Link to the web application
http://watzilei.com/shiny/collider/
References
[1] Sander Greenland and Hal Morgenstern. Confounding in health research. Annual Review of Public Health, 22(1):189-212, May 2001.
[2] Stephen R Cole, RobertWPlatt, Enrique F Schisterman, Haitao Chu, Daniel Westreich, David Richardson, and Charles Poole. Illustrating bias due to conditioning on a collider. International Journal of Epidemiology, 39(2):417-420, Nov 2009.
[3] Tyler J. Vanderweele and Stijn Vansteelandt. Conceptual issues concerning mediation, interventions and composition. Statistics and Its Interface, 2(4):457-468, 2009.

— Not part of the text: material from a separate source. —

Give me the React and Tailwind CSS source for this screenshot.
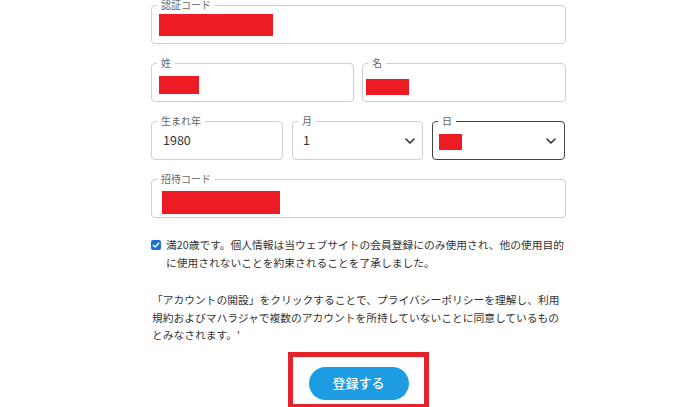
import React from "react";

const font = { fontFamily: '"Noto Sans CJK JP", "Noto Sans", Roboto, sans-serif' };

function Label({ children }) {
  return (
    <span className="absolute left-[5px] top-[-7px] h-[12px] px-[4px] bg-white text-[10px] leading-[12px] text-[#666]">
      {children}
    </span>
  );
}

function Chevron() {
  return (
    <svg width="10" height="6" viewBox="0 0 10 6" className="shrink-0">
      <path d="M1 1 L5 5 L9 1" fill="none" stroke="#333" strokeWidth="1.6" strokeLinecap="round" strokeLinejoin="round" />
    </svg>
  );
}

export default function App() {
  return (
    <div className="w-[700px] h-[407px] bg-white overflow-hidden" style={font}>
      <div className="ml-[151px] w-[415px] pt-[5px]">
        {/* 認証コード */}
        <div className="relative h-[39px] border border-[#cfcfcf] rounded-[4px] flex items-center pl-[7px]">
          <Label>認証コード</Label>
          <div className="w-[114px] h-[22px] bg-[#ed1c24]" />
        </div>

        {/* 姓 / 名 */}
        <div className="mt-[19px] flex gap-[8px]">
          <div className="relative w-[203px] h-[39px] border border-[#cfcfcf] rounded-[4px] pl-[7px] pt-[12px]">
            <Label>姓</Label>
            <div className="w-[40px] h-[18px] bg-[#ed1c24]" />
          </div>
          <div className="relative w-[204px] h-[39px] border border-[#cfcfcf] rounded-[4px] pl-[3px] pt-[15px]">
            <Label>名</Label>
            <div className="w-[43px] h-[16px] bg-[#ed1c24]" />
          </div>
        </div>

        {/* 生まれ年 / 月 / 日 */}
        <div className="mt-[19px] flex gap-[9px]">
          <div className="relative w-[132px] h-[39px] border border-[#cfcfcf] rounded-[4px] flex items-center pl-[11px]">
            <Label>生まれ年</Label>
            <span className="text-[12.5px] text-[#333]">1980</span>
          </div>
          <div className="relative w-[131px] h-[39px] border border-[#cfcfcf] rounded-[4px] flex items-center justify-between pl-[10px] pr-[7px]">
            <Label>月</Label>
            <span className="text-[12.5px] text-[#333]">1</span>
            <Chevron />
          </div>
          <div className="relative w-[133px] h-[39px] border border-[#444] rounded-[4px] flex items-center justify-between pl-[6px] pr-[8px]">
            <Label>日</Label>
            <div className="w-[23px] h-[16px] bg-[#ed1c24] mt-[3px]" />
            <Chevron />
          </div>
        </div>

        {/* 招待コード */}
        <div className="relative mt-[19px] h-[39px] border border-[#cfcfcf] rounded-[4px] pl-[10px] pt-[11px]">
          <Label>招待コード</Label>
          <div className="w-[118px] h-[23px] bg-[#ed1c24]" />
        </div>

        {/* checkbox */}
        <div className="mt-[18px] flex items-start gap-[5px] text-[10.75px] leading-[17.5px] text-[#333]">
          <div className="mt-[4px] w-[10px] h-[10px] rounded-[2px] bg-[#1a6fd6] flex items-center justify-center shrink-0">
            <svg width="8" height="8" viewBox="0 0 8 8">
              <path d="M1.3 4.2 L3.2 6 L6.8 2" fill="none" stroke="#fff" strokeWidth="1.4" strokeLinecap="round" strokeLinejoin="round" />
            </svg>
          </div>
          <p className="whitespace-nowrap">
            満20歳です。個人情報は当ウェブサイトの会員登録にのみ使用され、他の使用目的
            <br />
            に使用されないことを約束されることを了承しました。
          </p>
        </div>

        {/* notice */}
        <p className="mt-[20px] pl-[1px] whitespace-nowrap text-[10.75px] leading-[17.5px] text-[#333]">
          「アカウントの開設」をクリックすることで、プライバシーポリシーを理解し、利用
          <br />
          規約およびマハラジャで複数のアカウントを所持していないことに同意しているもの
          <br />
          とみなされます。'
        </p>

        {/* button */}
        <div className="mt-[8px] mx-auto w-[141px] h-[57px] border-[5px] border-[#e4222a] flex justify-center pt-[10px]">
          <button className="w-[100px] h-[33px] rounded-full bg-[#1d9be3] text-white text-[13px] font-medium">
            登録する
          </button>
        </div>
      </div>
    </div>
  );
}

[4] Miguel Angel Luque-Fernandez, Helga Zoega, Unnur Valdimarsdottir, and Michelle A. Williams. Deconstructing the smoking-preeclampsia paradox through a counterfactual framework. European Journal of Epidemiology, 31(6):613-623, Jun 2016.
[5] S. Hernandez-Diaz, E. F. Schisterman, and M. A. Hernan. The birth weight “paradox” uncovered? American Journal of Epidemiology, 164(11):1115-1120, Sep 2006.
[6] Julia M Rohrer. Thinking clearly about correlations and causation: Graphical causal models for observational data. 2017.
[7] Judea Pearl. Causal diagrams for empirical research. Biometrika, 82(4):669-688, 1995.